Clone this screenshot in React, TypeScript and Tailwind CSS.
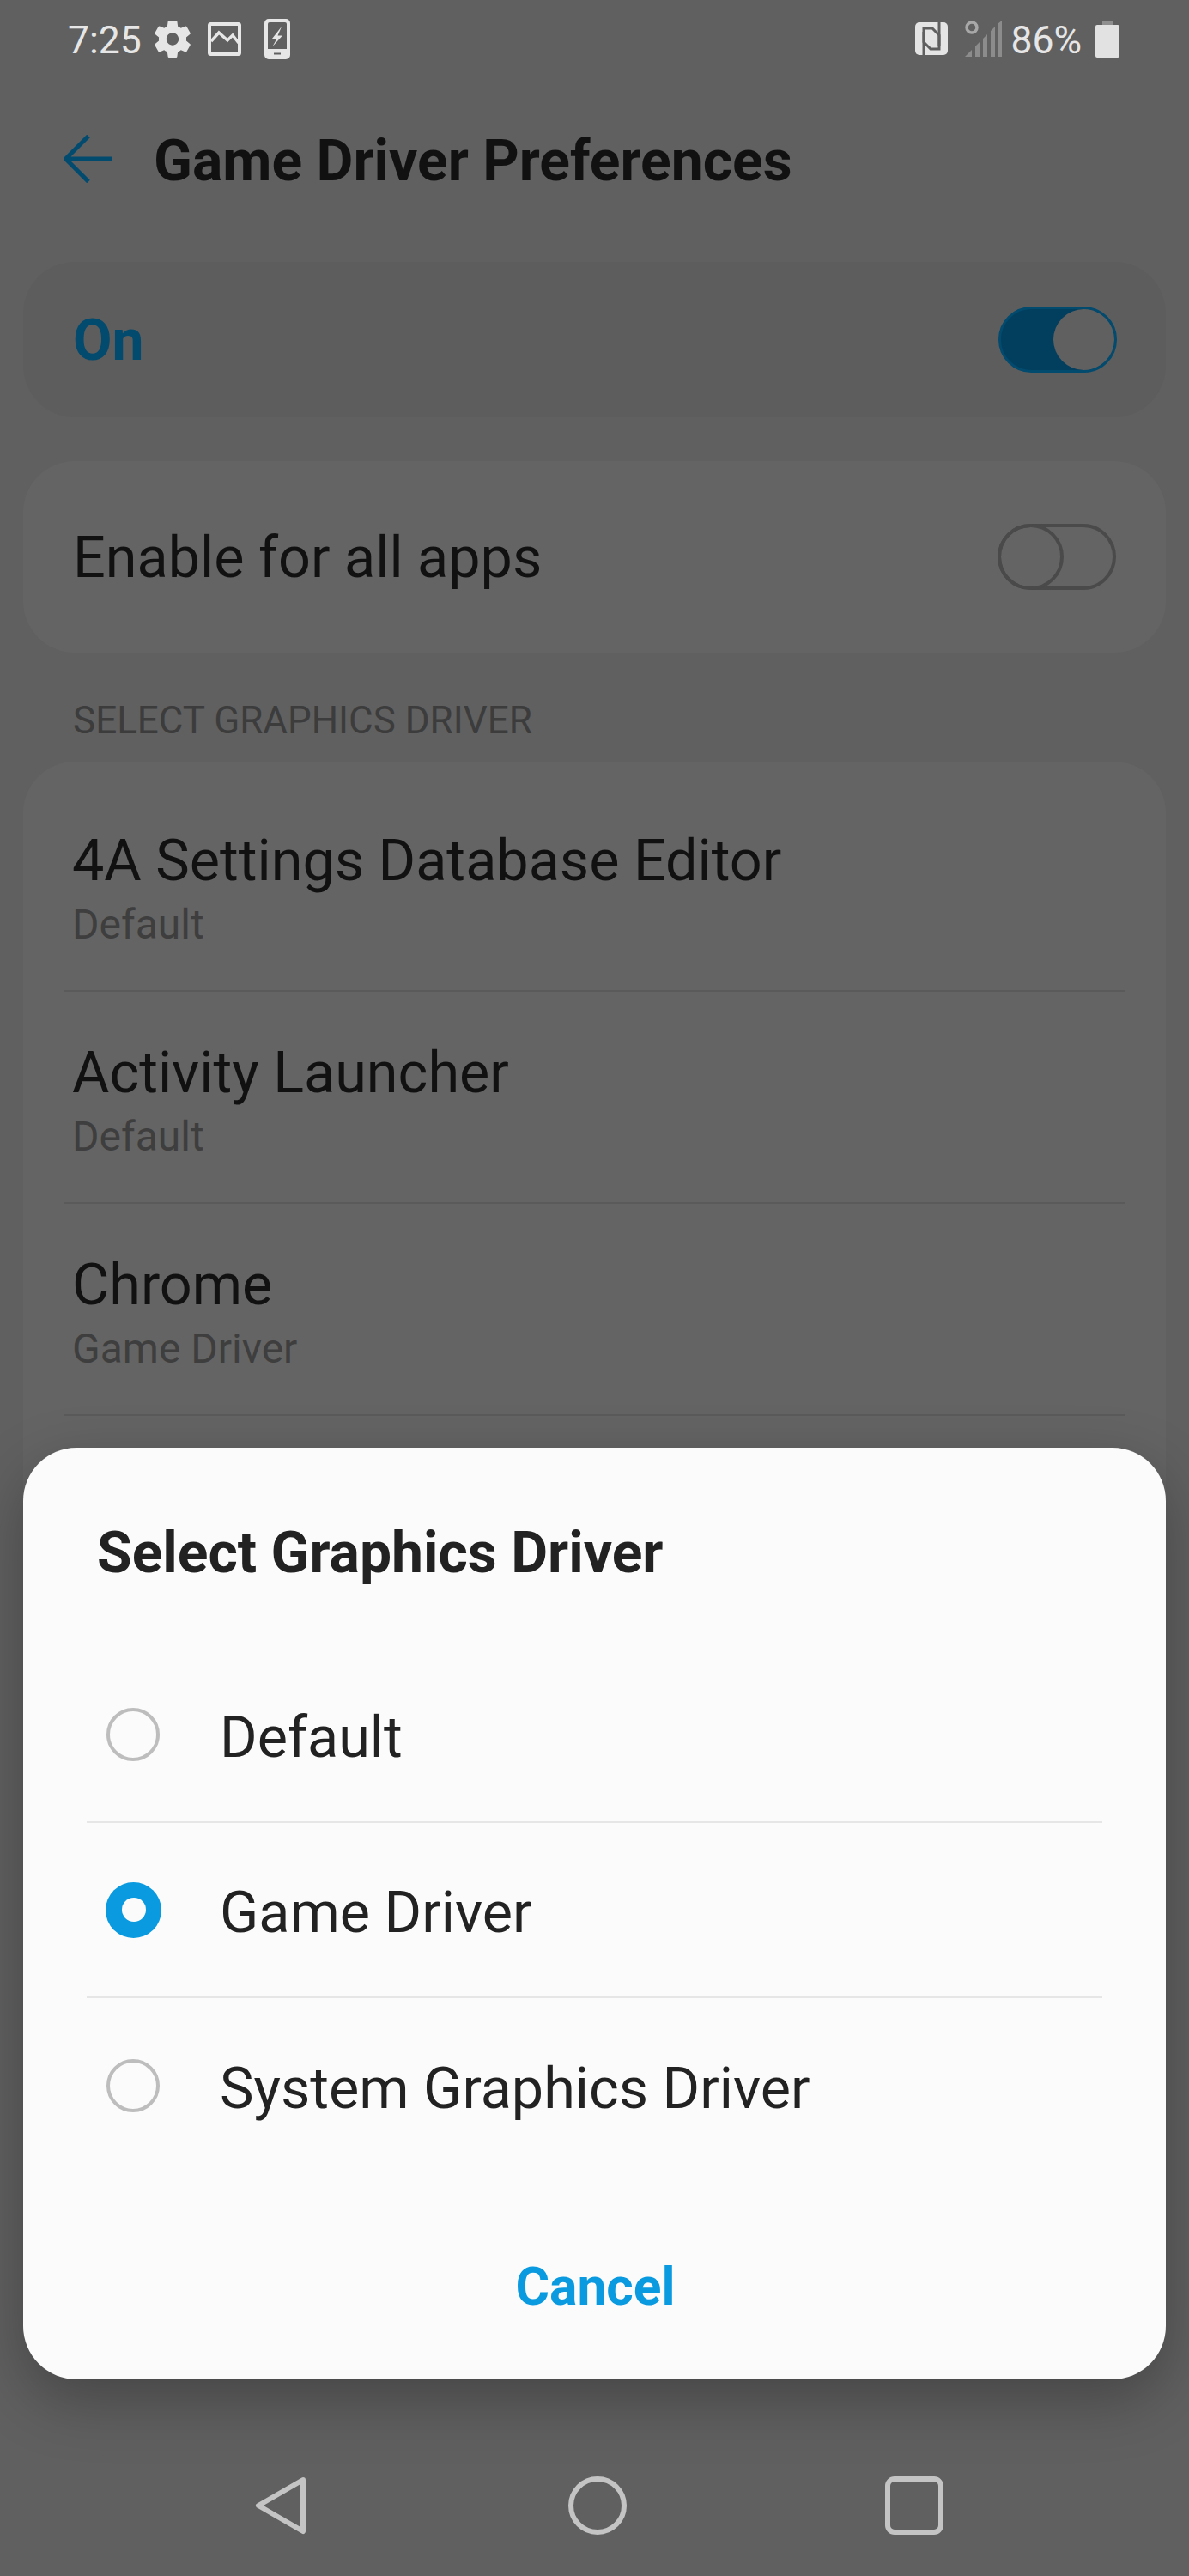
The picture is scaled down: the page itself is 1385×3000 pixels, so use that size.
import React from "react";

function Gear() {
  return (
    <svg viewBox="2.6 2.4 18.8 19.2" className="w-[42px] h-[43px]" fill="#e6e6e6">
      <path d="M19.14,12.94c0.04-0.3,0.06-0.61,0.06-0.94c0-0.32-0.02-0.64-0.07-0.94l2.03-1.58c0.18-0.14,0.23-0.41,0.12-0.61l-1.92-3.32c-0.12-0.22-0.37-0.29-0.59-0.22l-2.39,0.96c-0.5-0.38-1.03-0.7-1.62-0.94L14.4,2.81c-0.04-0.24-0.24-0.41-0.48-0.41h-3.84c-0.24,0-0.43,0.17-0.47,0.41L9.25,5.35C8.66,5.59,8.12,5.92,7.63,6.29L5.24,5.33c-0.22-0.08-0.47,0-0.59,0.22L2.74,8.87C2.62,9.08,2.66,9.34,2.86,9.48l2.03,1.58C4.84,11.36,4.8,11.69,4.8,12s0.02,0.64,0.07,0.94l-2.03,1.58c-0.18,0.14-0.23,0.41-0.12,0.61l1.92,3.32c0.12,0.22,0.37,0.29,0.59,0.22l2.39-0.96c0.5,0.38,1.03,0.7,1.62,0.94l0.36,2.54c0.05,0.24,0.24,0.41,0.48,0.41h3.84c0.24,0,0.44-0.17,0.47-0.41l0.36-2.54c0.59-0.24,1.13-0.56,1.62-0.94l2.39,0.96c0.22,0.08,0.47,0,0.59-0.22l1.92-3.32c0.12-0.22,0.07-0.47-0.12-0.61L19.14,12.94z M12,15.2c-1.76,0-3.2-1.44-3.2-3.2s1.44-3.2,3.2-3.2s3.2,1.44,3.2,3.2S13.76,15.2,12,15.2z" />
    </svg>
  );
}

function Picture() {
  return (
    <svg viewBox="0 0 39 39" className="w-[39px] h-[39px]" fill="none" stroke="#e6e6e6">
      <rect x="2" y="2" width="35" height="35" rx="1.5" strokeWidth="4" />
      <path d="M4 22 L13 12 L23 21 L29 15 L36 24" strokeWidth="3.4" />
    </svg>
  );
}

function ChargePhone() {
  return (
    <svg viewBox="0 0 30 47" className="w-[30px] h-[47px]">
      <path
        fillRule="evenodd"
        fill="#e6e6e6"
        d="M5 0 H25 A5 5 0 0 1 30 5 V42 A5 5 0 0 1 25 47 H5 A5 5 0 0 1 0 42 V5 A5 5 0 0 1 5 0 Z M4 6 V35 H26 V6 A2 2 0 0 0 24 4 H6 A2 2 0 0 0 4 6 Z M11 39.5 V41.5 H19 V39.5 Z"
      />
      <path fill="#e6e6e6" d="M20 9 L9 23 L14.5 23 L9.5 32 L21 19.5 L15.5 19.5 Z" />
    </svg>
  );
}

function Nfc() {
  return (
    <svg viewBox="0 0 38 38" className="w-[38px] h-[38px]">
      <rect x="0" y="0" width="38" height="38" rx="5" fill="#e4e4e4" />
      <path d="M10 38 V7 H20 L28 15 V27" fill="none" stroke="#5f5f5f" strokeWidth="3" />
      <path d="M28 0 V31 H18 L10 23 V11" fill="none" stroke="#5f5f5f" strokeWidth="3" />
    </svg>
  );
}

function Signal() {
  return (
    <svg viewBox="0 0 43 43" className="w-[43px] h-[43px]">
      <circle cx="8" cy="8" r="6" fill="none" stroke="#a8a8a8" strokeWidth="3.5" />
      <path fill="#8c8c8c" d="M0 42 L8 34 V42 Z M12 42 V30 L17 25 V42 Z M21 42 V21 L26 16 V42 Z M30 42 V12 L35 7 V42 Z M38.5 42 V3.5 L43 0 V42 Z" />
    </svg>
  );
}

function Battery() {
  return (
    <svg viewBox="0 0 28 43" className="w-[28px] h-[43px]">
      <rect x="8" y="0" width="12" height="5" fill="#8f8f8f" />
      <path fill="#e2e2e2" d="M0 7 Q0 5 2 5 H26 Q28 5 28 7 V41 Q28 43 26 43 H2 Q0 43 0 41 Z" />
    </svg>
  );
}

function Card({ className = "", children }: { className?: string; children: React.ReactNode }) {
  return <div className={`mx-[27px] rounded-[60px] ${className}`}>{children}</div>;
}

function AppRow({ title, sub }: { title: string; sub: string }) {
  return (
    <div className="h-[247px] mx-[47px] pl-[10px] flex flex-col border-b-2 border-[#5a5a5a]">
      <div className="mt-[57px] h-[74px] leading-[74px] text-[66.5px] text-[#111111]">{title}</div>
      <div className="mt-[11px] h-[54px] leading-[54px] text-[48px] text-[#3e3e3e]">{sub}</div>
    </div>
  );
}

function Radio({ on }: { on?: boolean }) {
  return on ? (
    <div className="-ml-[1px] w-[65px] h-[65px] rounded-full bg-[#0a9ae0] flex items-center justify-center">
      <div className="w-[28px] h-[28px] rounded-full bg-[#fbfbfb]" />
    </div>
  ) : (
    <div className="w-[62px] h-[62px] rounded-full border-[4px] border-[#bdbdbd]" />
  );
}

function Option({ label, on, divider }: { label: string; on?: boolean; divider?: boolean }) {
  return (
    <div className={`h-[204px] mx-[74px] flex items-center ${divider ? "border-b-2 border-[#e6e6e6]" : ""}`}>
      <div className="w-[155px] pl-[23px] flex items-center">
        <Radio on={on} />
      </div>
      <div className="mt-[5px] text-[66.5px] leading-[74px] text-[#222222]">{label}</div>
    </div>
  );
}

export default function App() {
  return (
    <div className="relative w-[1385px] h-[3000px] overflow-hidden bg-[#606060] flex flex-col font-['Roboto',sans-serif]">
      <div className="h-[90px] flex items-center justify-between pl-[79px] pr-[81px] shrink-0">
        <div className="flex items-center">
          <span className="text-[44.5px] leading-[52px] text-[#e6e6e6] w-[101px] mt-[4px]">7:25</span>
          <Gear />
          <span className="w-[20px]" />
          <Picture />
          <span className="w-[27px]" />
          <ChargePhone />
        </div>
        <div className="flex items-center">
          <Nfc />
          <span className="w-[20px]" />
          <Signal />
          <span className="w-[10px]" />
          <span className="text-[44.5px] leading-[52px] text-[#e6e6e6] mt-[4px]">86%</span>
          <span className="w-[16px]" />
          <Battery />
        </div>
      </div>

      <div className="h-[215px] shrink-0 flex items-start">
        <svg viewBox="0 0 56 56" className="w-[56px] h-[56px] ml-[74px] mt-[67px]" fill="none" stroke="#024a6e" strokeWidth="5">
          <path d="M29 1.5 L2.5 28 L29 54.5 M3 28 H56" />
        </svg>
        <h1 className="ml-[49px] mt-[61px] text-[66px] leading-[74px] font-bold text-[#111111]">Game Driver Preferences</h1>
      </div>

      <Card className="h-[181px] bg-[#5d5d5d] flex items-center justify-between pl-[58px] pr-[57px] shrink-0">
        <span className="mt-[2px] text-[66px] font-bold text-[#024a6e]">On</span>
        <div className="w-[138px] h-[77px] rounded-full bg-[#023f5f] border-[3px] border-[#024a6e] flex items-center justify-end">
          <div className="w-[71px] h-[71px] rounded-full bg-[#606060]" />
        </div>
      </Card>

      <Card className="mt-[51px] h-[223px] bg-[#646464] flex items-center justify-between pl-[58px] pr-[58px] shrink-0">
        <span className="mt-[3px] text-[66.5px] text-[#111111]">Enable for all apps</span>
        <div className="w-[138px] h-[77px] rounded-full border-[4px] border-[#4a4a4a] flex items-center">
          <div className="-ml-[4px] w-[77px] h-[77px] rounded-full border-[4px] border-[#4a4a4a]" />
        </div>
      </Card>

      <div className="h-[127px] shrink-0 pl-[85px] pt-[53px] text-[44px] leading-[52px] text-[#3c3c3c]">SELECT GRAPHICS DRIVER</div>

      <Card className="h-[1800px] pt-[21px] bg-[#646464] shrink-0">
        <AppRow title="4A Settings Database Editor" sub="Default" />
        <AppRow title="Activity Launcher" sub="Default" />
        <AppRow title="Chrome" sub="Game Driver" />
      </Card>

      <div className="absolute left-0 right-0 bottom-0 h-[160px] flex items-center">
        <div className="w-full flex items-start justify-start pl-[296px] -mt-[4px]">
          <svg viewBox="0 0 62 70" className="w-[62px] h-[70px]" fill="none" stroke="#c4c4c4" strokeWidth="6" strokeLinejoin="round">
            <path d="M57 5 L5 35 L57 65 Z" />
          </svg>
          <svg viewBox="0 0 70 70" className="w-[70px] h-[70px] ml-[303px]" fill="none" stroke="#c4c4c4" strokeWidth="6">
            <circle cx="35" cy="35" r="31" />
          </svg>
          <svg viewBox="0 0 70 70" className="w-[70px] h-[70px] ml-[299px]" fill="none" stroke="#c4c4c4" strokeWidth="6">
            <rect x="4" y="4" width="62" height="62" rx="8" />
          </svg>
        </div>
      </div>

      <div className="absolute left-[27px] top-[1686px] w-[1331px] h-[1085px] rounded-[62px] bg-[#fbfbfb] shadow-[0_24px_70px_rgba(0,0,0,0.28)] flex flex-col">
        <h2 className="ml-[86px] mt-[86px] text-[66px] leading-[74px] font-bold text-[#222222]">Select Graphics Driver</h2>
        <div className="mt-[73px]">
          <Option label="Default" divider />
          <Option label="Game Driver" on divider />
          <Option label="System Graphics Driver" />
        </div>
        <div className="mt-[98px] text-center text-[60.5px] leading-[70px] font-bold text-[#0a9ae0] translate-x-[1px]">Cancel</div>
      </div>
    </div>
  );
}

★ ★ ★

**Your task:**
Print exactly the run of lines that starts at the line with "The picture is" and ends at the line with "import React from". Leave out every other line.

**Exercise response:**
The picture is scaled down: the page itself is 1385×3000 pixels, so use that size.
import React from "react";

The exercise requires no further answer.